Meltzer’s second major grievance concerns the use of membership lists. According to campaigning rules, a candidate may look at the union’s membership list only once and cannot make any copies or notes. Regan was serving as interim president at the time of the election and therefore had access to the membership list as a “necessary part of his day-to-day work,” according to the report. Regan told the committee that he never used his access to e-mail lists for campaign work and instead took addresses for campaign e-mails from N.Y.U. academic department Web sites and from the recipient list of Meltzer’s campaign e-mails.

The third grievance contests that the ballot envelopes were only signed on the inside and not the outside, which could allow for ballot fraud, Meltzer said. According to the report, ballots were only accepted if they were returned in a “numerically key-coded” envelope, minimizing fraud. In his fourth grievance Meltzer said that he was incorrectly advised that he might need a member of the New School University community to escort him through the school’s buildings, since the union could not guarantee admission to such facilities for campaigning. The election committee said they recommended the procedures “in case access was denied” but did not deliberately misinform candidates.

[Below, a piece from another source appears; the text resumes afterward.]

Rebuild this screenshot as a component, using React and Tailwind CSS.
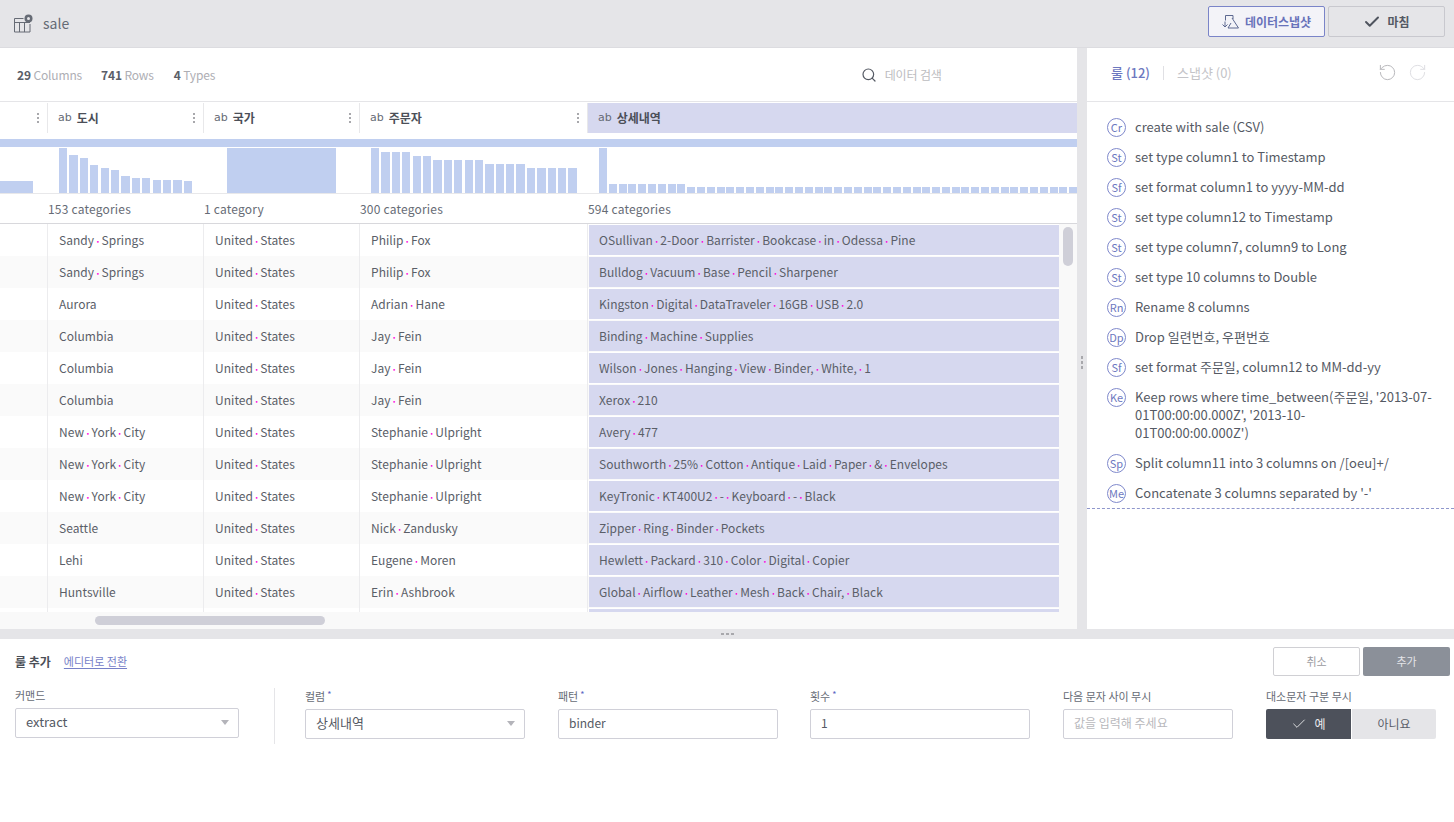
import React from 'react';
import { Check, RotateCcw, RotateCw, Search } from 'lucide-react';

const FONT = '"Noto Sans CJK KR", "Noto Sans", sans-serif';

const rows = [
  ['Sandy Springs', 'United States', 'Philip Fox', 'OSullivan 2-Door Barrister Bookcase in Odessa Pine'],
  ['Sandy Springs', 'United States', 'Philip Fox', 'Bulldog Vacuum Base Pencil Sharpener'],
  ['Aurora', 'United States', 'Adrian Hane', 'Kingston Digital DataTraveler 16GB USB 2.0'],
  ['Columbia', 'United States', 'Jay Fein', 'Binding Machine Supplies'],
  ['Columbia', 'United States', 'Jay Fein', 'Wilson Jones Hanging View Binder, White, 1'],
  ['Columbia', 'United States', 'Jay Fein', 'Xerox 210'],
  ['New York City', 'United States', 'Stephanie Ulpright', 'Avery 477'],
  ['New York City', 'United States', 'Stephanie Ulpright', 'Southworth 25% Cotton Antique Laid Paper & Envelopes'],
  ['New York City', 'United States', 'Stephanie Ulpright', 'KeyTronic KT400U2 - Keyboard - Black'],
  ['Seattle', 'United States', 'Nick Zandusky', 'Zipper Ring Binder Pockets'],
  ['Lehi', 'United States', 'Eugene Moren', 'Hewlett Packard 310 Color Digital Copier'],
  ['Huntsville', 'United States', 'Erin Ashbrook', 'Global Airflow Leather Mesh Back Chair, Black'],
];

const rules = [
  ['Cr', 'create with sale (CSV)'],
  ['St', 'set type column1 to Timestamp'],
  ['Sf', 'set format column1 to yyyy-MM-dd'],
  ['St', 'set type column12 to Timestamp'],
  ['St', 'set type column7, column9 to Long'],
  ['St', 'set type 10 columns to Double'],
  ['Rn', 'Rename 8 columns'],
  ['Dp', 'Drop 일련번호, 우편번호'],
  ['Sf', 'set format 주문일, column12 to MM-dd-yy'],
  ['Ke', "Keep rows where time_between(주문일, '2013-07-\n01T00:00:00.000Z', '2013-10-\n01T00:00:00.000Z')"],
  ['Sp', 'Split column11 into 3 columns on /[oeu]+/'],
  ['Me', "Concatenate 3 columns separated by '-'"],
];

const cityBars = [45, 38, 35, 28, 25, 23, 17, 15, 15, 13, 13, 13, 12];
const nameBars = [45, 41, 41, 41, 37, 37, 33, 33, 33, 33, 33, 29, 29, 29, 29, 25, 25, 25, 25, 25];
const detailBars = [45, 9, 9, 9, 9, 9, 9, 9, 9, ...Array(41).fill(6)];

// spaces in cell values show up as small pink dots
const Spaced = ({ text }) => {
  const parts = text.split(' ');
  return (
    <span className="whitespace-nowrap">
      {parts.map((p, i) => (
        <React.Fragment key={i}>
          {i > 0 && <span className="text-[#ff00dd] font-bold text-[9px] mx-[1px]">·</span>}
          {p}
        </React.Fragment>
      ))}
    </span>
  );
};

const HeaderCell = ({ name, className, selected }) => (
  <div className={`flex items-center h-full pl-[10px] pr-[8px] ${className} ${selected ? 'bg-[#d6d8ef]' : 'border-r border-[#e8e8ea]'}`}>
    <span className="text-[11px] text-[#666b75] mr-[5px]" style={{ fontFamily: '"DejaVu Sans", sans-serif' }}>ab</span>
    <span className="text-[12px] font-bold text-[#4b4f58] flex-1">{name}</span>
    {!selected && (
      <span className="flex flex-col gap-[2px]">
        <i className="block w-[2px] h-[2px] bg-[#a8a8ac]" />
        <i className="block w-[2px] h-[2px] bg-[#a8a8ac]" />
        <i className="block w-[2px] h-[2px] bg-[#a8a8ac]" />
      </span>
    )}
  </div>
);

const Bars = ({ data, className, barClass }) => (
  <div className={`flex items-end h-full overflow-hidden ${className}`}>
    {data.map((h, i) => (
      <div key={i} className={`shrink-0 bg-[#c0cff0] ${barClass}`} style={{ height: h }} />
    ))}
  </div>
);

const Field = ({ label, required, className, children }) => (
  <div className={className}>
    <div className="h-[15px] flex items-start text-[11px] leading-[15px] text-[#666b75] mb-[5px] whitespace-nowrap">
      {label}
      {required && <span className="text-[#5b66c4] text-[9px] leading-[11px] ml-[2px]">*</span>}
    </div>
    {children}
  </div>
);

const Input = ({ value, placeholder }) => (
  <div className="h-[30px] border border-[#d0d0d8] rounded-[2px] bg-white px-[10px] pb-[2px] flex items-center text-[12px]">
    {value ? <span className="text-[#555a64]">{value}</span> : <span className="text-[#b8b8bc]">{placeholder}</span>}
  </div>
);

const Select = ({ value }) => (
  <div className="h-[30px] border border-[#d0d0d8] rounded-[2px] bg-white pl-[10px] pr-[9px] pb-[2px] flex items-center justify-between text-[13px] text-[#555a64]">
    {value}
    <span className="w-0 h-0 border-x-[4px] border-x-transparent border-t-[5px] border-t-[#b4b4ba]" />
  </div>
);

export default function App() {
  return (
    <div className="w-[1454px] h-[822px] overflow-hidden flex flex-col bg-white" style={{ fontFamily: FONT }}>
      {/* top bar */}
      <div className="h-[48px] shrink-0 bg-[#e5e5e8] border-b border-[#dcdce0] flex items-center pl-[14px] pr-[9px]">
        <svg width="19" height="19" viewBox="0 0 19 19" fill="none" stroke="#666b75" strokeWidth="1" className="mr-[10px]">
          <path d="M9.5 4.5H0.5V18H16V10" />
          <path d="M0.5 8.5H16M5.5 8.5V18M10.5 8.5V18" />
          <circle cx="14.5" cy="4.5" r="4" fill="#666b75" stroke="none" />
          <circle cx="14.5" cy="4.5" r="1.5" fill="#e5e5e8" stroke="none" />
        </svg>
        <span className="text-[14px] text-[#666b75] flex-1">sale</span>
        <button className="w-[117px] h-[31px] mr-[3px] mb-[4px] border border-[#7a84c8] rounded-[2px] bg-[#f3f3f8] flex items-center justify-center text-[12px] font-bold text-[#6872ba]">
          <svg width="17" height="14" viewBox="0 0 17 14" fill="none" stroke="#5c6890" strokeWidth="1" className="mr-[6px]">
            <path d="M3.5 5.5V0.5H11V4" />
            <path d="M10 3L16.5 13H6L9 8" />
            <path d="M3 6.5V12M0.5 9.5L3 12L5.5 9.5" />
          </svg>
          데이터스냅샷
        </button>
        <button className="w-[117px] h-[31px] mb-[4px] border border-[#c8c8ce] rounded-[2px] bg-[#e5e5e8] flex items-center justify-center text-[12px] font-bold text-[#555a64]">
          <Check size={18} strokeWidth={2.6} color="#4f545e" className="mr-[6px]" />
          마침
        </button>
      </div>

      {/* main */}
      <div className="h-[581px] shrink-0 flex">
        <div className="w-[1077px] shrink-0 flex flex-col">
          <div className="h-[54px] shrink-0 border-b border-[#e5e5e8] flex items-center pl-[17px] text-[12px] tracking-[-0.15px] text-[#aeaeb4]">
            <span className="mr-[19px]"><b className="text-[#5a5e68] font-bold">29</b> Columns</span>
            <span className="mr-[20px]"><b className="text-[#5a5e68] font-bold">741</b> Rows</span>
            <span className="w-[687px]"><b className="text-[#5a5e68] font-bold">4</b> Types</span>
            <Search size={16} strokeWidth={1.8} color="#555a64" className="mr-[8px]" />
            <span className="text-[#bcbcc0]">데이터 검색</span>
          </div>

          <div className="h-[30px] shrink-0 flex mt-[1px]">
            <HeaderCell name="" className="w-[48px] !pl-0 [&>span:first-child]:invisible" />
            <HeaderCell name="도시" className="w-[156px]" />
            <HeaderCell name="국가" className="w-[156px]" />
            <HeaderCell name="주문자" className="w-[228px]" />
            <HeaderCell name="상세내역" className="flex-1" selected />
          </div>

          <div className="h-[8px] shrink-0 bg-[#c0cff0] mt-[6px]" />

          <div className="h-[47px] shrink-0 flex border-b border-[#e8e8ea] pt-[1px]">
            <Bars data={[12]} className="w-[48px]" barClass="w-[33px]" />
            <Bars data={cityBars} className="w-[156px] pl-[11px]" barClass="w-[8.3px] mr-[2.1px]" />
            <Bars data={[45]} className="w-[156px] pl-[23px]" barClass="w-[109px]" />
            <Bars data={nameBars} className="w-[228px] pl-[11px]" barClass="w-[8.3px] mr-[2.1px]" />
            <Bars data={detailBars} className="flex-1 pl-[11px]" barClass="w-[8px] mr-[1.8px]" />
          </div>

          <div className="h-[30px] shrink-0 flex items-center border-b border-[#d8d8dc] text-[12px] tracking-[0.2px] text-[#666b75]">
            <div className="w-[48px]" />
            <div className="w-[156px]">153 categories</div>
            <div className="w-[156px]">1 category</div>
            <div className="w-[228px]">300 categories</div>
            <div>594 categories</div>
          </div>

          <div className="flex-1 min-h-0 flex">
            <div className="w-[1059px] flex flex-col">
              <div className="h-[388px] shrink-0 overflow-hidden text-[12px] tracking-[0.04px] text-[#5a5e68]">
                {[...rows, ['', '', '', '']].map((r, i) => (
                  <div key={i} className={`h-[32px] flex ${i % 2 ? 'bg-[#fafafa]' : 'bg-white'}`}>
                    <div className="w-[48px] border-r border-[#ececee]" />
                    <div className="w-[156px] border-r border-[#ececee] pl-[11px] flex items-center"><Spaced text={r[0]} /></div>
                    <div className="w-[156px] border-r border-[#ececee] pl-[11px] flex items-center"><Spaced text={r[1]} /></div>
                    <div className="w-[228px] border-r border-[#ececee] pl-[11px] flex items-center"><Spaced text={r[2]} /></div>
                    <div className="flex-1 pl-[1px] py-[1px]">
                      <div className="h-full bg-[#d6d8ef] pl-[10px] flex items-center"><Spaced text={r[3]} /></div>
                    </div>
                  </div>
                ))}
              </div>
              <div className="h-[17px] shrink-0 bg-[#f9f9f9] pl-[95px] pt-[4px]">
                <div className="w-[230px] h-[9px] rounded-full bg-[#cfcfd8]" />
              </div>
            </div>
            <div className="w-[18px] bg-[#f9f9f9] pl-[4px] pt-[3px]">
              <div className="w-[10px] h-[39px] rounded-full bg-[#cfcfd8]" />
            </div>
          </div>
        </div>

        {/* vertical splitter */}
        <div className="w-[10px] shrink-0 bg-[#e5e5e8] flex flex-col items-center justify-center gap-[2px] pt-[48px]">
          <i className="block w-[2px] h-[3px] bg-[#a8a8ac]" />
          <i className="block w-[2px] h-[3px] bg-[#a8a8ac]" />
          <i className="block w-[2px] h-[3px] bg-[#a8a8ac]" />
        </div>

        {/* rule panel */}
        <div className="flex-1 min-w-0 flex flex-col">
          <div className="h-[54px] shrink-0 border-b border-[#e5e5e8] flex items-center pl-[24px] pb-[4px] text-[13px]">
            <span className="font-medium text-[#6d78c0]">룰 (12)</span>
            <span className="w-px h-[14px] bg-[#e0e0e4] mx-[13px]" />
            <span className="text-[#c4c4c8] flex-1">스냅샷 (0)</span>
            <RotateCcw size={19} strokeWidth={1.2} color="#b4b4b8" className="mr-[11px]" />
            <RotateCw size={19} strokeWidth={1.2} color="#dcdce0" className="mr-[27px]" />
          </div>
          <div className="pt-[16px] pl-[20px] pr-[14px] pb-[6px] border-b border-dashed border-[#8f97cc] flex flex-col gap-[12px]">
            {rules.map(([code, text], i) => (
              <div key={i} className="flex items-start text-[13px] leading-[18px] text-[#555a64]">
                <span className="w-[19px] h-[19px] -mb-[1px] shrink-0 rounded-full border border-[#7f89cc] flex items-center justify-center text-[11px] leading-none text-[#6d78c0] mr-[9px]">{code}</span>
                <span className="whitespace-pre-line min-w-0">{text}</span>
              </div>
            ))}
          </div>
        </div>
      </div>

      {/* horizontal splitter */}
      <div className="h-[10px] shrink-0 bg-[#e5e5e8] flex items-center justify-center gap-[2px]">
        <i className="block w-[3px] h-[2px] bg-[#a8a8ac]" />
        <i className="block w-[3px] h-[2px] bg-[#a8a8ac]" />
        <i className="block w-[3px] h-[2px] bg-[#a8a8ac]" />
      </div>

      {/* add rule form */}
      <div className="flex-1 pl-[15px] pr-[4px] pt-[8px]">
        <div className="flex items-center h-[29px]">
          <span className="text-[12px] font-bold text-[#4b4f58] mr-[13px]">룰 추가</span>
          <a className="text-[11px] text-[#7680c8] underline underline-offset-2 flex-1">에디터로 전환</a>
          <button className="w-[87px] h-[29px] mr-[3px] border border-[#d0d0d4] rounded-[2px] bg-white text-[11px] text-[#9a9aa0]">취소</button>
          <button className="w-[87px] h-[29px] rounded-[2px] bg-[#8b9099] text-[11px] text-[#e4e4e8]">추가</button>
        </div>
        <div className="flex items-start mt-[12px]">
          <Field label="커맨드" className="w-[224px]"><Select value="extract" /></Field>
          <div className="w-px h-[56px] bg-[#e5e5e8] ml-[35px] mr-[30px]" />
          <Field label="컬럼" required className="w-[220px] mt-[1px]"><Select value="상세내역" /></Field>
          <Field label="패턴" required className="w-[220px] ml-[33px] mt-[1px]"><Input value="binder" /></Field>
          <Field label="횟수" required className="w-[220px] ml-[32px] mt-[1px]"><Input value="1" /></Field>
          <Field label="다음 문자 사이 무시" className="w-[170px] ml-[33px] mt-[1px]"><Input placeholder="값을 입력해 주세요" /></Field>
          <Field label="대소문자 구분 무시" className="w-[170px] ml-[33px] mt-[1px]">
            <div className="flex h-[30px] gap-[1px] text-[12px]">
              <div className="w-[85px] rounded-l-[2px] bg-[#4d515b] text-[#e8e8ec] flex items-center justify-center">
                <Check size={16} strokeWidth={1.2} color="#ffffff" className="mr-[7px]" />예
              </div>
              <div className="w-[84px] rounded-r-[2px] bg-[#e5e5e8] text-[#5a5e68] flex items-center justify-center">아니요</div>
            </div>
          </Field>
        </div>
      </div>
    </div>
  );
}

Upon receiving the report, one election committee member requested more time to review the report and proposed delaying the vote, said Kathleen Hull, an N.Y.U. adjunct and union member who attended the meeting. The proposal to delay voting was denied by the election committee, she said.

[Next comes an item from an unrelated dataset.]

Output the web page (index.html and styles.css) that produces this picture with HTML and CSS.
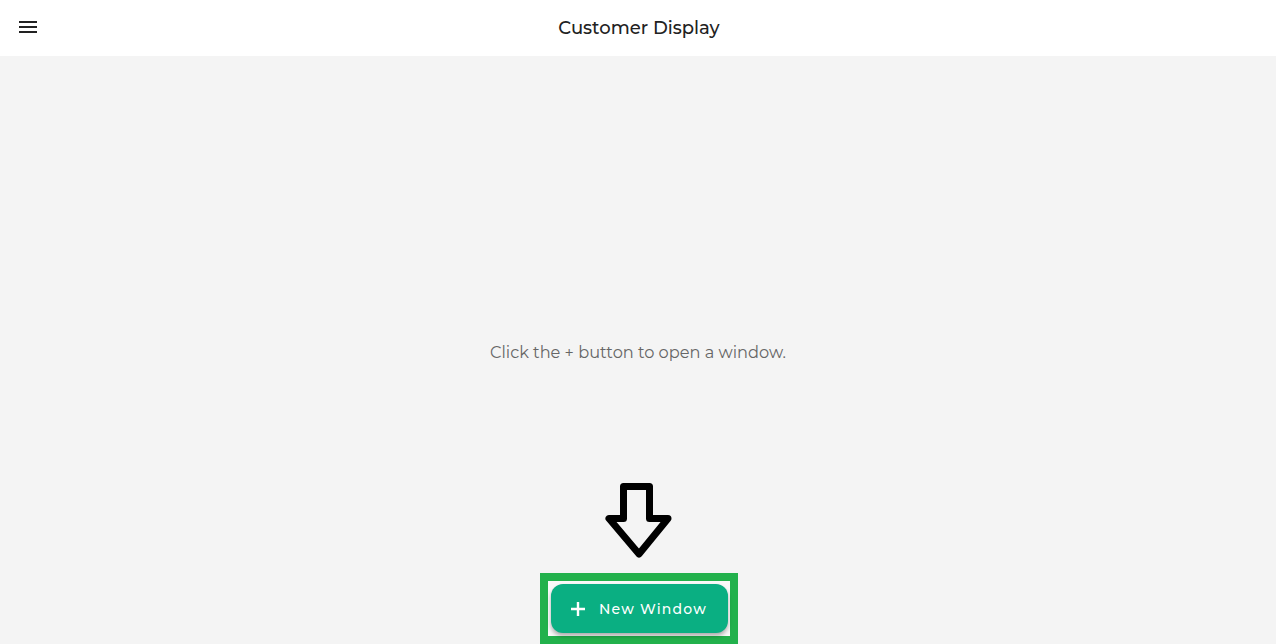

“They presented their report and they never gave the members copies of my letter,” said Meltzer. He brought copies of his protest with him but did not have a chance to distribute them, since he only had one minute to speak and was timed with a stopwatch by election officials, Meltzer said.

The majority who supported the election results questioned the merit of the election challenge. “I felt it was too early to be having a dispute at our local,” said Kay Kenny, an N.Y.U. adjunct. “The dispute was over issues that were interpretive, not a reality based on the constitution.”

Joel Schlemowitz, vice president of the local and a teaching professional at the New School, said he believes the process to deal with the dispute worked well. “If someone feels the need to appeal,” he said, “I think we have a very democratic process that safeguards even the minority.”

For Meltzer and others, this election is but one incident that shows quite the opposite story: a nondemocratic, closed process without transparency.

“It’s my growing understanding of how unions work that locals need to have their own bylaws and their own democratic process,” said Hull. “Those things aren’t in place at our union. Down the line, without these things in place we will have problems. It’s about how things are decided.”

Meltzer has not yet decided whether he will continue to challenge the result, the next step is to appeal to the president of the national U.A.W.

“In essence, the union does do many good things, but if it were more democratic and more open it would be better,” said Meltzer. “They feel it is necessary to have rules that are changeable and do things behind closed doors.”